Świetne widowisko przy Wolności! Emocje do samego końca

01.02.2017
To było jedno z lepszych spotkań śląskiego zespołu w tym sezonie. NMC Górnik Zabrze do ostatniej minut walczył o to, by sprawić niespodziankę. Górą jednak wicemistrz Polski.
Rafał Rusek/Press Focus
Ostatni występ zabrzan w Lubinie (wygrana z Zagłębiem 31:23) rozbudził apetyty kibiców, którzy liczyli, że przy Wolności dojdzie dzisiaj do niespodzianki. Goście z Płocka szybko jednak pokazali, kto tu jest faworytem.  Wicemistrz Polski szybko rzucił dwie bramki, grał twardo w obronie, przez co gospodarze pierwsze trafienie - Bartłomieja Tomczaka - zanotowali dopiero w piątej minucie gry. Skuteczność w śląskim zespole nie była w pierwszych 30 minutach - łagodnie mówiąc - najlepsza...

Gdyby nie Mateusz Kornecki, emocje szybko by się skończyły. Reprezentant Polski po raz kolejny w tym roku zanotował bardzo dobry występ, broniąc nawet sytuacje sam na sam z rywalem. Jego dobra postawa spowodowała, że "Nafciarze" nie zdołali uzyskać dużej przewagi (najwyżej prowadzili 7:3), a jako że w ostatnich minutach przed przerwą rozstrzelał się, powracający do drużyny, NMC Górnika Aleksandr Tatarincew, to zabrzanie "rzutem na taśmę" zdołali doprowadzić do remisu.

Drugą część zabrzanie rozpoczęli wyśmienicie - błyskawicznie bramkę rzucił Tatarincew, przez co zabrzanie po raz pierwszy w tym meczu objęli prowadzenie. Co więcej, po chwili kolejny punkt dorzucił Iso Sluijters.
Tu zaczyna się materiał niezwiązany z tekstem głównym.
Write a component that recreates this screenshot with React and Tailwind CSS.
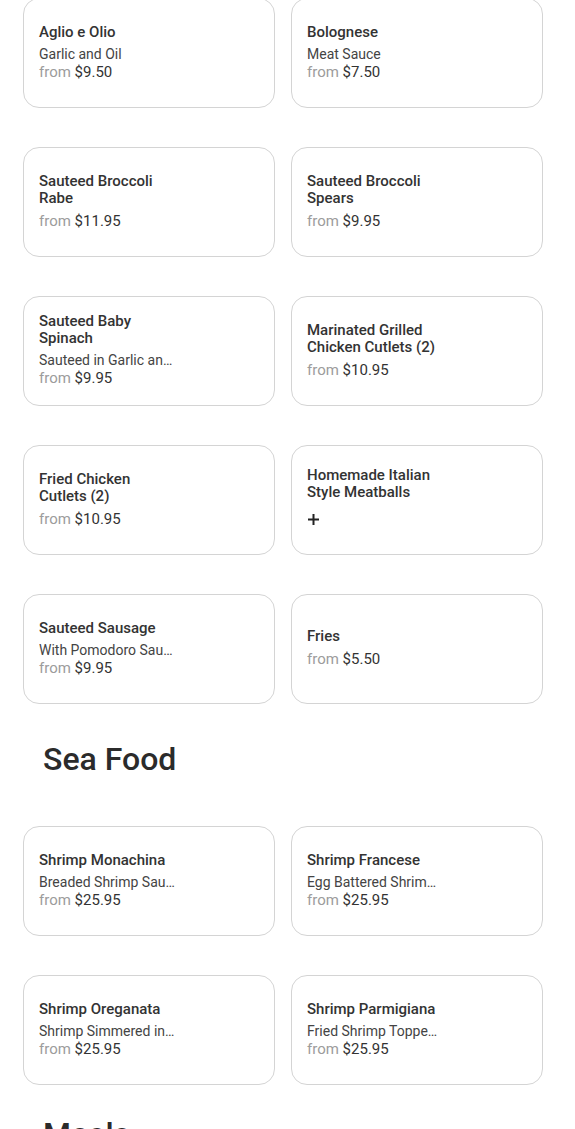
// Menu data, grouped by section
const sides = [
  { name: "Aglio e Olio", desc: "Garlic and Oil", price: "$9.50" },
  { name: "Bolognese", desc: "Meat Sauce", price: "$7.50" },
  { name: "Sauteed Broccoli Rabe", price: "$11.95" },
  { name: "Sauteed Broccoli Spears", price: "$9.95" },
  { name: "Sauteed Baby Spinach", desc: "Sauteed in Garlic and Oil", price: "$9.95" },
  { name: "Marinated Grilled Chicken Cutlets (2)", price: "$10.95" },
  { name: "Fried Chicken Cutlets (2)", price: "$10.95" },
  { name: "Homemade Italian Style Meatballs", add: true },
  { name: "Sauteed Sausage", desc: "With Pomodoro Sauce", price: "$9.95" },
  { name: "Fries", price: "$5.50" },
];

const seafood = [
  { name: "Shrimp Monachina", desc: "Breaded Shrimp Sauteed with Mushrooms", price: "$25.95" },
  { name: "Shrimp Francese", desc: "Egg Battered Shrimp in Lemon Sauce", price: "$25.95" },
  { name: "Shrimp Oreganata", desc: "Shrimp Simmered in Garlic and Wine", price: "$25.95" },
  { name: "Shrimp Parmigiana", desc: "Fried Shrimp Topped with Mozzarella", price: "$25.95" },
];

const PlusIcon = () => (
  <svg width="11" height="11" viewBox="0 0 11 11" fill="#222">
    <rect x="4.5" y="0" width="2" height="11" />
    <rect x="0" y="4.5" width="11" height="2" />
  </svg>
);

const ItemCard = ({ item }) => (
  <div className="h-[110px] rounded-[16px] border border-[#d4d4d4] bg-white px-[15px] flex items-center">
    <div className="w-[140px] flex flex-col -mt-[2px]">
      <h3 className="text-[15px] leading-[17px] font-medium text-[#333]">
        {item.name}
      </h3>
      {item.desc && (
        <p className="mt-[4px] w-[136px] text-[14px] leading-[18px] text-[#444] truncate">
          {item.desc}
        </p>
      )}
      {item.price && (
        <p
          className={`text-[15px] leading-[18px] ${
            item.desc ? "" : "mt-[5px]"
          }`}
        >
          <span className="text-[#9c9c9c]">from</span>{" "}
          <span className="text-[#333]">{item.price}</span>
        </p>
      )}
      {item.add && (
        <div className="mt-[13px] ml-[1px] h-[17px]">
          <PlusIcon />
        </div>
      )}
    </div>
  </div>
);

const Section = ({ title, items }) => (
  <div>
    {title && (
      <h2 className="pl-[20px] pt-[35px] pb-[47px] text-[32px] leading-[40px] font-medium text-[#2b2b2b]">
        {title}
      </h2>
    )}
    <div className="grid grid-cols-[252px_252px] gap-x-[16px] gap-y-[39px]">
      {items.map((item, i) => (
        <ItemCard key={i} item={item} />
      ))}
    </div>
  </div>
);

export default function App() {
  return (
    <div
      className="min-h-screen bg-white pl-[23px] -mt-[2px] overflow-hidden"
      style={{ fontFamily: "Roboto, 'Liberation Sans', sans-serif" }}
    >
      <Section items={sides} />
      <Section title="Sea Food" items={seafood} />
      <h2 className="pl-[20px] pt-[29px] text-[32px] leading-[40px] font-medium text-[#2b2b2b]">
        Meals
      </h2>
    </div>
  );
}
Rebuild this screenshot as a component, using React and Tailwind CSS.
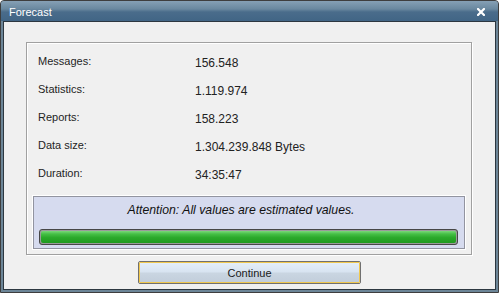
import React from "react";

const rows = [
  ["Messages:", "156.548"],
  ["Statistics:", "1.119.974"],
  ["Reports:", "158.223"],
  ["Data size:", "1.304.239.848 Bytes"],
  ["Duration:", "34:35:47"],
];

export default function App() {
  return (
    <div
      className="w-[499px] h-[293px] flex flex-col border border-[#3e3e3e] rounded-t-[4px] overflow-hidden bg-[#6c8597]"
      style={{ fontFamily: '"Liberation Sans", Arial, sans-serif' }}
    >
      {/* Title bar */}
      <div className="h-[20px] flex items-start justify-between bg-[linear-gradient(to_bottom,#86a0b5_0%,#6a889f_40%,#4a6c8b_55%,#416585_100%)]">
        <span className="mt-[2px] ml-[8px] text-[11px] leading-[18px] text-white">Forecast</span>
        <svg className="mt-[7px] mr-[13px]" width="8" height="8" viewBox="0 0 8 8">
          <path d="M1 1 L7 7 M7 1 L1 7" stroke="#ffffff" strokeWidth="2.2" strokeLinecap="square" />
        </svg>
      </div>
      {/* Frame body */}
      <div className="flex-1 flex flex-col px-[2px] pb-[2px]">
        <div className="flex-1 flex flex-col border border-[#2c3740] bg-[#f0f0f0] pt-[20px] px-[22px]">
          {/* Group box */}
          <div className="w-[446px] h-[213px] flex flex-col border border-[#a0a0a0] shadow-[inset_1px_1px_0_#ffffff,1px_1px_0_#ffffff] pt-[4px]">
            <div className="flex flex-col pl-[11px]">
              {rows.map(([label, value]) => (
                <div key={label} className="h-[28px] flex">
                  <div className="w-[157px] text-[11px] leading-[28px] text-[#1e1e1e]">{label}</div>
                  <div className="pt-[2px] text-[12px] leading-[28px] text-[#222222]">{value}</div>
                </div>
              ))}
            </div>
            {/* Attention panel */}
            <div className="mt-[9px] mx-[6px] h-[53px] flex flex-col border border-[#9294a0] bg-[#d6dbef] shadow-[0_0_0_1px_#ffffff] pt-[5px]">
              <div className="text-center italic text-[12.25px] leading-[16px] text-[#111111] pr-[16px]">
                Attention: All values are estimated values.
              </div>
              <div className="mt-[11px] ml-[5px] w-[419px] h-[16px] rounded-[3px] border border-[#474747] bg-[#9a9a9a] p-[1px]">
                <div className="w-full h-full rounded-[2px] bg-[linear-gradient(to_bottom,#7ad87a_0%,#45bf45_25%,#2aa92a_55%,#1f9a1f_100%)]" />
              </div>
            </div>
          </div>
          {/* Button */}
          <div className="mt-[6px] flex justify-center">
            <button className="w-[223px] h-[23px] rounded-[2px] border border-[#707070] p-0">
              <div className="w-full h-full rounded-[1px] border border-[#f1c84e] flex items-center justify-center bg-[linear-gradient(to_bottom,#e4eef9_0%,#d8e4f1_45%,#c9d5e1_55%,#c2cedb_100%)] text-[11px] leading-[14px] text-[#1a1a1a]">
                Continue
              </div>
            </button>
          </div>
        </div>
      </div>
    </div>
  );
}
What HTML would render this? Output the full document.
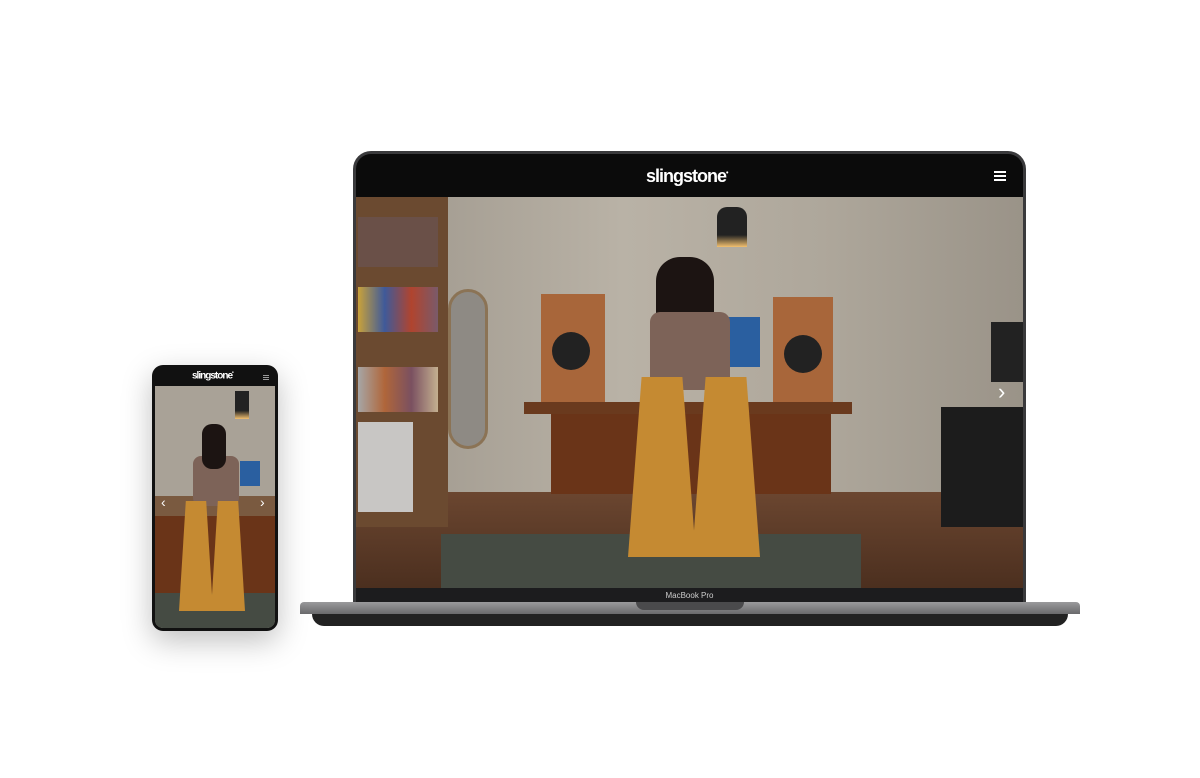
<!DOCTYPE html>
<html><head><style>
*{margin:0;padding:0;box-sizing:border-box}
body{width:1200px;height:778px;background:#fff;position:relative;overflow:hidden;font-family:"Liberation Sans",sans-serif}
.a{position:absolute}
.logo{color:#fff;font-weight:bold;letter-spacing:-1px}
.pant{background:#c58a32;clip-path:polygon(20% 0,80% 0,100% 100%,0 100%)}
</style></head><body>
<!-- laptop -->
<div class="a" style="left:353px;top:151px;width:673px;height:452px;background:#3a3a3c;border-radius:18px 18px 0 0"></div>
<div class="a" style="left:356px;top:154px;width:667px;height:448px;background:#0b0b0b;border-radius:15px 15px 0 0"></div>
<div class="a logo" style="left:646px;top:166px;font-size:18px">slingstone<sup style="font-size:7px">•</sup></div>
<div class="a" style="left:994px;top:171px;width:12px;height:2px;background:#fff;box-shadow:0 4px 0 #fff,0 8px 0 #fff"></div>
<div class="a" style="left:356px;top:197px;width:667px;height:391px;overflow:hidden;background:#b4ada2">
 <div class="a" style="left:0;top:0;width:667px;height:300px;background:linear-gradient(90deg,#9d968b,#b9b2a6 40%,#aea79b 70%,#9a9388)"></div>
 <div class="a" style="left:0;top:295px;width:667px;height:100px;background:linear-gradient(#6b4630,#4a2e1e)"></div>
 <div class="a" style="left:0;top:0;width:92px;height:330px;background:#6b4a30"></div>
 <div class="a" style="left:2px;top:20px;width:80px;height:50px;background:#6a5048"></div>
 <div class="a" style="left:2px;top:90px;width:80px;height:45px;background:linear-gradient(90deg,#c9a23a,#3f5a9a,#b0442e,#7a5a6a)"></div>
 <div class="a" style="left:2px;top:170px;width:80px;height:45px;background:linear-gradient(90deg,#a6a6a6,#b0663a,#7a5060,#c4b090)"></div>
 <div class="a" style="left:2px;top:225px;width:55px;height:90px;background:#c8c6c4"></div>
 <div class="a" style="left:92px;top:92px;width:40px;height:160px;border:3px solid #8b7355;border-radius:20px;background:#8e8a84"></div>
 <div class="a" style="left:185px;top:97px;width:64px;height:112px;background:#a8663a"></div>
 <div class="a" style="left:417px;top:100px;width:60px;height:110px;background:#a8663a"></div>
 <div class="a" style="left:196px;top:135px;width:38px;height:38px;border-radius:50%;background:#222"></div>
 <div class="a" style="left:428px;top:138px;width:38px;height:38px;border-radius:50%;background:#222"></div>
 <div class="a" style="left:366px;top:120px;width:38px;height:50px;background:#2a5fa0"></div>
 <div class="a" style="left:168px;top:205px;width:328px;height:12px;background:#6a3a1e"></div>
 <div class="a" style="left:195px;top:217px;width:280px;height:80px;background:#6a3418"></div>
 <div class="a" style="left:85px;top:337px;width:420px;height:54px;background:#454b43"></div>
 <div class="a" style="left:585px;top:210px;width:82px;height:120px;background:#1c1c1c"></div>
 <div class="a" style="left:635px;top:125px;width:32px;height:60px;background:#222"></div>
 <div class="a" style="left:361px;top:10px;width:30px;height:40px;background:linear-gradient(#222 70%,#f2c070);border-radius:10px 10px 0 0"></div>
 <div class="a" style="left:300px;top:60px;width:58px;height:120px;border-radius:24px 24px 10px 10px;background:#1c1412"></div>
 <div class="a" style="left:294px;top:115px;width:80px;height:78px;border-radius:10px;background:#7d6358"></div>
 <div class="a pant" style="left:272px;top:180px;width:68px;height:180px"></div>
 <div class="a pant" style="left:336px;top:180px;width:68px;height:180px"></div>
 <div class="a" style="left:642px;top:182px;color:#fff;font-size:22px">›</div>
</div>
<div class="a" style="left:356px;top:588px;width:667px;height:14px;background:#1c1c1e;color:#ccc;font-size:8px;text-align:center;line-height:16px">MacBook Pro</div>
<div class="a" style="left:300px;top:602px;width:780px;height:12px;background:linear-gradient(#9a9a9c,#6a6a6c);border-radius:4px 4px 0 0"></div>
<div class="a" style="left:312px;top:614px;width:756px;height:12px;background:#222;border-radius:0 0 40px 40px"></div>
<div class="a" style="left:636px;top:602px;width:108px;height:8px;background:#4a4a4c;border-radius:0 0 8px 8px"></div>
<!-- phone -->
<div class="a" style="left:152px;top:365px;width:126px;height:266px;background:#111;border-radius:11px;box-shadow:0 10px 30px rgba(0,0,0,.25)"></div>
<div class="a logo" style="left:192px;top:370px;font-size:10px">slingstone<sup style="font-size:5px">•</sup></div>
<div class="a" style="left:263px;top:375px;width:6px;height:1px;background:#999;box-shadow:0 2px 0 #999,0 4px 0 #999"></div>
<div class="a" style="left:155px;top:386px;width:120px;height:242px;overflow:hidden;background:#a9a297;border-radius:0 0 8px 8px">
 <div class="a" style="left:0;top:130px;width:120px;height:90px;background:#6a3418"></div>
 <div class="a" style="left:0;top:207px;width:120px;height:40px;background:#454b43"></div>
 <div class="a" style="left:0;top:110px;width:120px;height:20px;background:#7a5a40"></div>
 <div class="a" style="left:38px;top:70px;width:46px;height:50px;background:#7d6358;border-radius:8px"></div>
 <div class="a" style="left:47px;top:38px;width:24px;height:45px;background:#1c1412;border-radius:10px"></div>
 <div class="a pant" style="left:24px;top:115px;width:34px;height:110px"></div>
 <div class="a pant" style="left:56px;top:115px;width:34px;height:110px"></div>
 <div class="a" style="left:85px;top:75px;width:20px;height:25px;background:#2a5fa0"></div>
 <div class="a" style="left:80px;top:5px;width:14px;height:28px;background:linear-gradient(#222 70%,#f2c070)"></div>
 <div class="a" style="left:6px;top:108px;color:#fff;font-size:14px">‹</div>
 <div class="a" style="left:105px;top:108px;color:#fff;font-size:14px">›</div>
</div>
</body></html>
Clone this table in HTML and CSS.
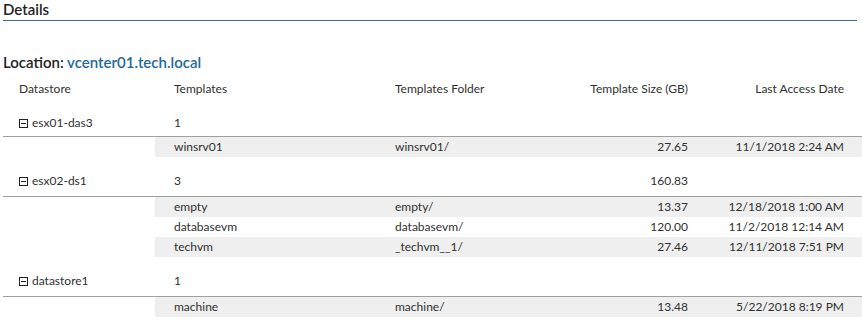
FILE: index.html
```html
<!DOCTYPE html>
<html>
<head>
<meta charset="utf-8">
<link rel="stylesheet" href="styles.css">
</head>
<body>
<div class="page">
  <h1 class="title">Details</h1>
  <h2 class="location">Location: <span class="loc-name">vcenter01.tech.local</span></h2>
  <div class="table">
    <div class="row head">
      <div class="cell">Datastore</div>
      <div class="cell">Templates</div>
      <div class="cell">Templates Folder</div>
      <div class="cell num">Template Size (GB)</div>
      <div class="cell num last">Last Access Date</div>
    </div>

    <div class="group first">
      <div class="row grow">
        <div class="cell ds"><svg class="tog" width="9" height="9" viewBox="0 0 9 9"><rect x="0.5" y="0.5" width="8" height="8" fill="none" stroke="#222"/><line x1="2" y1="4.5" x2="7" y2="4.5" stroke="#222"/></svg>esx01-das3</div>
        <div class="cell">1</div>
        <div class="cell"></div>
        <div class="cell num"></div>
        <div class="cell num last"></div>
      </div>
      <div class="row child alt">
        <div class="cell blank"></div>
        <div class="cell">winsrv01</div>
        <div class="cell">winsrv01/</div>
        <div class="cell num">27.65</div>
        <div class="cell num last">11/1/2018 2:24 AM</div>
      </div>
    </div>

    <div class="group">
      <div class="row grow">
        <div class="cell ds"><svg class="tog" width="9" height="9" viewBox="0 0 9 9"><rect x="0.5" y="0.5" width="8" height="8" fill="none" stroke="#222"/><line x1="2" y1="4.5" x2="7" y2="4.5" stroke="#222"/></svg>esx02-ds1</div>
        <div class="cell">3</div>
        <div class="cell"></div>
        <div class="cell num">160.83</div>
        <div class="cell num last"></div>
      </div>
      <div class="row child alt">
        <div class="cell blank"></div>
        <div class="cell">empty</div>
        <div class="cell">empty/</div>
        <div class="cell num">13.37</div>
        <div class="cell num last">12/18/2018 1:00 AM</div>
      </div>
      <div class="row child">
        <div class="cell blank"></div>
        <div class="cell">databasevm</div>
        <div class="cell">databasevm/</div>
        <div class="cell num">120.00</div>
        <div class="cell num last">11/2/2018 12:14 AM</div>
      </div>
      <div class="row child alt">
        <div class="cell blank"></div>
        <div class="cell">techvm</div>
        <div class="cell">_techvm__1/</div>
        <div class="cell num">27.46</div>
        <div class="cell num last">12/11/2018 7:51 PM</div>
      </div>
    </div>

    <div class="group">
      <div class="row grow">
        <div class="cell ds"><svg class="tog" width="9" height="9" viewBox="0 0 9 9"><rect x="0.5" y="0.5" width="8" height="8" fill="none" stroke="#222"/><line x1="2" y1="4.5" x2="7" y2="4.5" stroke="#222"/></svg>datastore1</div>
        <div class="cell">1</div>
        <div class="cell"></div>
        <div class="cell num"></div>
        <div class="cell num last"></div>
      </div>
      <div class="row child alt">
        <div class="cell blank"></div>
        <div class="cell">machine</div>
        <div class="cell">machine/</div>
        <div class="cell num">13.48</div>
        <div class="cell num last">5/22/2018 8:19 PM</div>
      </div>
    </div>
  </div>
</div>
</body>
</html>
```
FILE: styles.css
```css
html, body {
  margin: 0;
  padding: 0;
  background: #fff;
}
body {
  font-family: "Segoe UI", Lato, "Liberation Sans", sans-serif;
  color: #303030;
  font-size: 12px;
}
.page {
  padding-left: 3px;
}
.title {
  margin: 0 5px 0 0;
  font-size: 15px;
  font-weight: 600;
  line-height: 18px;
  height: 21px;
  box-sizing: border-box;
  border-bottom: 1px solid #3e6d8c;
  color: #222;
}
.location {
  margin: 31px 0 0 0;
  font-size: 15px;
  font-weight: 600;
  line-height: 20px;
  color: #222;
}
.loc-name {
  color: #1e6a99;
}
.table {
  margin-top: 7px;
}
.row {
  display: grid;
  grid-template-columns: 152px 221px 200px 131px 1fr;
  line-height: 20px;
}
.cell {
  padding-left: 19px;
  white-space: nowrap;
}
.cell.num {
  text-align: right;
  padding-left: 0;
  padding-right: 19px;
}
.cell.last {
  padding-right: 18px;
}
.head .cell:first-child {
  padding-left: 16px;
}
.grow {
  padding-top: 14px;
  padding-bottom: 5px;
  border-bottom: 1px solid #a0a0a0;
}
.group.first .grow {
  padding-bottom: 3px;
}
.ds {
  padding-left: 16px;
  display: flex;
  align-items: center;
  gap: 4px;
}
.tog {
  display: block;
  flex: none;
}
.child {
  height: 20px;
}
.child.alt .cell:not(.blank) {
  background: #efefef;
}
```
Ci dwaj zawodnicy byli dzisiaj najskuteczniejsi w zabrzańskiej ekipie.

W bramce dalej cuda wyczyniał Kornecki. Niestety, w drugiej połowie zaczął też bronić Rodrigo Corrales - przy stanie 20:21 obronił rzut Sluijtersa, dzięki czemu płocczanie wyprowadzili kontrę, po której powiększyli prowadzenie. Po chwili Holender ponownie został zatrzymany przez bramkarza Wisły. Pościgu nie ułatwiały też kary dla Michała Adamuszka i Rafała Glińskiego. Siedmiominutowa niemoc strzelecka spowodowała, że goście objęli prowadzenie 25:21.

Mimo to, goście dali NMC Górnikowi szanse nawiązania walki - w odstępie kilkunastu sekund kary otrzymali Marko Tarabochia i Tomasz Gębala. Po tym drugim przewinieniu gospodarze dostali rzut karny, ale nie wykorzystał go Sluijters, który przegrał pojedynek z Adamem Morawskim. To jednak nie podłamało śląski zespół - podczas gry w przewadze, dzięki Bartłomiejowi Tomczakowi i trafieniu Korneckiego do pustej bramki, prowadzenie wicemistrza Polski zmalało do dwóch "oczek", a zgromadzeni w hali przy Wolności kibice oglądali niesamowitą końcówkę.

Podbudowani gospodarze zdołali dojść rywala na jedno trafienie (25:26), obronili atak i wyprowadzili kontrę, po której bramki co prawda nie było, ale za to na dwie minuty z boiska wyleciał Gilberto Duarte, a NMC Górnik otrzymał rzut karny. Do bramki gości wszedł Adam Morawski, który powstrzymał Macieja Tokaja. Mimo to, dalej były szanse, by doprowadzić do wyrównania - przy stanie 26:27 kontry w ostatniej minucie nie wykorzystał Aleksandr Buszkow. Orlen Wisła skontrowała i zakończyła emocje.

NMC Górnik Zabrze - Orlen Wisła Płock 26:29 (13:13)

Górnik: Kornecki 1 - Niedośpiał 2, Daćko 2, Tomczak 3, Kryński 1, Gromyko 1, Sluijters 6, Buszkow 1, Tatarincew 7, Gliński 1, Tokaj, Ścigaj 1, Adamuszek. Trener: Ryszard Skutnik.